Syarkawi mengatakan pihaknya berupaya menawarkan Program Pengampunan "Leniency Program" kepada pelaku usaha yang bersedia melapor, mengungkap dan mengakui persengkokolan atau tindakan kartel yang melibatkan perusahaan atau mitranya.

"Yang melaporkan ini akan diberikan pengampunan dengan tidak dikenai sanksi. Saya kira ini akan memberikan insentif bagi orang-orang yang melakukan kartel untuk mengakui tindakannya ke KPPU daripada didenda," kata Syarkawi.

Syarkawi mengatakan dalam amandemen UU Nomor 5 Tahun 1999 tentang Larangan Praktik Monopoli dan Persaingan Usaha Tidak Sehat, DPR tidak memberikan kewenangan bagi KPPU dalam menggeledah atau menyita barang bukti atas dugaan perkara kartel.

Namun demikian, KPPU membuat Program Pengampunan tersebut kepada pelaku usaha yang berperan menjadi peniup peluit atau "whistle blower" dalam membongkar kasus kartel. Program ini akan memberi perlindungan bagi "whistle blower" dan membebaskannya dari sanksi denda, yakni sebesar 30 persen dari omzet penjualan pelaku usaha. (Baca Juga: Pakar Nilai KPPU Tidak Bisa Memperkarakan Kebijakan Pemerintah)

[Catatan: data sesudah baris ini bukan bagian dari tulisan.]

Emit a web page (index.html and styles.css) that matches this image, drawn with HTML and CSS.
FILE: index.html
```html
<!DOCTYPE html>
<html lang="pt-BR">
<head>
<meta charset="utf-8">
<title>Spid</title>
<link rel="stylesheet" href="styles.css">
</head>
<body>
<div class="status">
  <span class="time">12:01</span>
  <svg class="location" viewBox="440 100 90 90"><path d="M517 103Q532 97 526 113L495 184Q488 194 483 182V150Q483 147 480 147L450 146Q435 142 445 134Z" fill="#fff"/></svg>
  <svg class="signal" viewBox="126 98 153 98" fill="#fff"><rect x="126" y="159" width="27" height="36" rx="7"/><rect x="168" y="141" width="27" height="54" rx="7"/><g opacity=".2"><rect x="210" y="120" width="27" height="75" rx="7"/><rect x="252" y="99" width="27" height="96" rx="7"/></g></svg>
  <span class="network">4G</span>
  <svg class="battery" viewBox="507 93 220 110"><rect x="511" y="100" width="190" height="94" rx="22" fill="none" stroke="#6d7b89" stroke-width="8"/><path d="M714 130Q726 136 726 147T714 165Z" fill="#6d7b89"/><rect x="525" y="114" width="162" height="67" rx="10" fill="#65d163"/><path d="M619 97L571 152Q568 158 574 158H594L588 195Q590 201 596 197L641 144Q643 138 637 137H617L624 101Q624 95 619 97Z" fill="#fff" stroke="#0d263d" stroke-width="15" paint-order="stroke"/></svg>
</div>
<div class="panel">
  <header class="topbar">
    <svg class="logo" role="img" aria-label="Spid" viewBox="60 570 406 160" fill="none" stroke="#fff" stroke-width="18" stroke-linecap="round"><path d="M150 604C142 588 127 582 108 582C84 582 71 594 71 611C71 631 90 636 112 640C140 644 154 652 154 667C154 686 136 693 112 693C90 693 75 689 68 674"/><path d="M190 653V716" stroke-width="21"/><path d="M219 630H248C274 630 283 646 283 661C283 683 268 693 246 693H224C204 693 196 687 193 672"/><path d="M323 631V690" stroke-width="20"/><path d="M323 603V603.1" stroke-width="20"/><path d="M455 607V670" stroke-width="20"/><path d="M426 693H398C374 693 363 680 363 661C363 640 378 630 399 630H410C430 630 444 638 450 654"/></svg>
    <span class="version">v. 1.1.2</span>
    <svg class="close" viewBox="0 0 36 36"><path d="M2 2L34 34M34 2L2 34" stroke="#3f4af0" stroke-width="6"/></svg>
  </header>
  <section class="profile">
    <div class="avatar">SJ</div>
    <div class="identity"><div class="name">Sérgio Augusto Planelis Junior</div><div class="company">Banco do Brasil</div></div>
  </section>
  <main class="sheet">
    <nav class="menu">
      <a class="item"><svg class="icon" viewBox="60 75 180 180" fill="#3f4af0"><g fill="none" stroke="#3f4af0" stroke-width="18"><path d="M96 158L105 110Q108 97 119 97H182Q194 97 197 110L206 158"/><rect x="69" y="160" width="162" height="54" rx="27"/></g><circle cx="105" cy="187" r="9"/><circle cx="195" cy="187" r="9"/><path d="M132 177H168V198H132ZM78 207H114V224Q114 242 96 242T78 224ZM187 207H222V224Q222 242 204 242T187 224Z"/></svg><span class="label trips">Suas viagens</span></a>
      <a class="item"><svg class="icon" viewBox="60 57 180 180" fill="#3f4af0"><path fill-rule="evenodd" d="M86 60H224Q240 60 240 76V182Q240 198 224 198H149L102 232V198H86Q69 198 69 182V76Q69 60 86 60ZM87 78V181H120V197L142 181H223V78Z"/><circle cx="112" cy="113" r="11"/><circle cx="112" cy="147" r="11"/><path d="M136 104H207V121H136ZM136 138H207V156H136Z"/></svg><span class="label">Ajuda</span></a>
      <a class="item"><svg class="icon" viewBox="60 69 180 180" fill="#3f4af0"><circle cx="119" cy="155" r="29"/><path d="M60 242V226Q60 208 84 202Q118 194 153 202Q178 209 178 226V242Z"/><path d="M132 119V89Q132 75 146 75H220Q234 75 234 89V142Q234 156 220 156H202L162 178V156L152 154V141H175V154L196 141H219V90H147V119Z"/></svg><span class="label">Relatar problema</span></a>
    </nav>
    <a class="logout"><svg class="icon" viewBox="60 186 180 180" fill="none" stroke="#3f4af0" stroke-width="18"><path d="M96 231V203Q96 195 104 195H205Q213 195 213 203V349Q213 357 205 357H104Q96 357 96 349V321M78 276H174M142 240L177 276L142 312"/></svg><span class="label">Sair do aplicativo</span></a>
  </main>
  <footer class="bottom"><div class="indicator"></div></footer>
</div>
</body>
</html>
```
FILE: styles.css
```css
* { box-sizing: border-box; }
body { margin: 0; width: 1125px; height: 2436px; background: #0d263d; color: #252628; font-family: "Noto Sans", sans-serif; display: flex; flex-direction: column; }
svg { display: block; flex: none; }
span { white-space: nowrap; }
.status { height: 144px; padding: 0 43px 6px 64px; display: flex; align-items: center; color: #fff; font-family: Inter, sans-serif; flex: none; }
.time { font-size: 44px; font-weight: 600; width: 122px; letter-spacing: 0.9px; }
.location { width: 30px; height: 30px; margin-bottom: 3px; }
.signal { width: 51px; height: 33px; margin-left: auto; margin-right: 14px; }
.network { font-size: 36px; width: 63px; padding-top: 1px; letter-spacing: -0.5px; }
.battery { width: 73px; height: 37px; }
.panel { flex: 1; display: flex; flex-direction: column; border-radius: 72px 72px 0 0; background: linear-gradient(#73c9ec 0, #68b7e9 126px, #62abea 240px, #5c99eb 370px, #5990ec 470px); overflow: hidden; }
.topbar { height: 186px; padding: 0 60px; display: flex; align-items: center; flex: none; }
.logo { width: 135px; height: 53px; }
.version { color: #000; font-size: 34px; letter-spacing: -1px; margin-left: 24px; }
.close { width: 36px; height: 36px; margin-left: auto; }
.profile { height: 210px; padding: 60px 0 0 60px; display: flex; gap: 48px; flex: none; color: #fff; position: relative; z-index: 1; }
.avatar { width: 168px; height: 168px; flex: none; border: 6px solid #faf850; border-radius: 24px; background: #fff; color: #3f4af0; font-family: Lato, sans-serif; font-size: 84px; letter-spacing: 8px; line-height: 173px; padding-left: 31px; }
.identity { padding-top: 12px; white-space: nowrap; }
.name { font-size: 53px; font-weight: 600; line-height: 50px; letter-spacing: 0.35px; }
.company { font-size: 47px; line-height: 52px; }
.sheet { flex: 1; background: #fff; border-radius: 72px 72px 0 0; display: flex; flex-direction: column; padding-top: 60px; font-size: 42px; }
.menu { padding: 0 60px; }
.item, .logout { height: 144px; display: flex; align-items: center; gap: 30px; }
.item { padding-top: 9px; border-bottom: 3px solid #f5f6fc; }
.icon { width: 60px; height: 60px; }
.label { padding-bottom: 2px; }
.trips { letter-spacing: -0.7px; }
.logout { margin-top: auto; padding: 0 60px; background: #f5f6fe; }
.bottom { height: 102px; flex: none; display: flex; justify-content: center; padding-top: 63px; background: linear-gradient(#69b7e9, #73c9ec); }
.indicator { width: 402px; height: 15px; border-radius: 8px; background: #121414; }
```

Denda persaingan maksimum 30 persen dari penjualan ini juga merupakan salah satu substansi yang diajukan KPPU dalam revisi UU Nomor 5 Tahun 1999 yang dinilai akan memberikan efek jera bagi pelaku usaha yang melakukan tindakan anti persaingan.

Menurut Syarkawi, praktik program pengampunan ini akan berjalan efektif jika aturan sanksi denda 30 persen telah disetujui DPR. Ia menjelaskan sanksi denda ini akan diberlakukan bervariasi, tergantung pada pelaku usaha yang pertama kali membongkar praktik kartel yang melibatkannya.

"Daripada didenda lebih baik mengaku. Kalau mengaku, akan bebas dari hukuman denda 100 persen, yang mengakui kedua 75 persen dari denda yang dia bayar, yang ketiga 50 persen, keempat 25 persen. Yang tidak mau mengakui didenda 100 persen," kata dia.

Saat ini revisi UU 5/1999 dalam tahap pembahasan sebelum disetujui pada Rapat Paripurna DPR. Ada pun Kementerian Perdagangan ditunjuk menjadi lembaga pimpinan dalam pembahasan revisi UU 5/1999 yang didukung dengan kementerian lainnya, seperti Kementerian Hukum dan HAM, Kementerian Keuangan, Kementerian Perindustrian dan Kepala Staf Kepresidenan.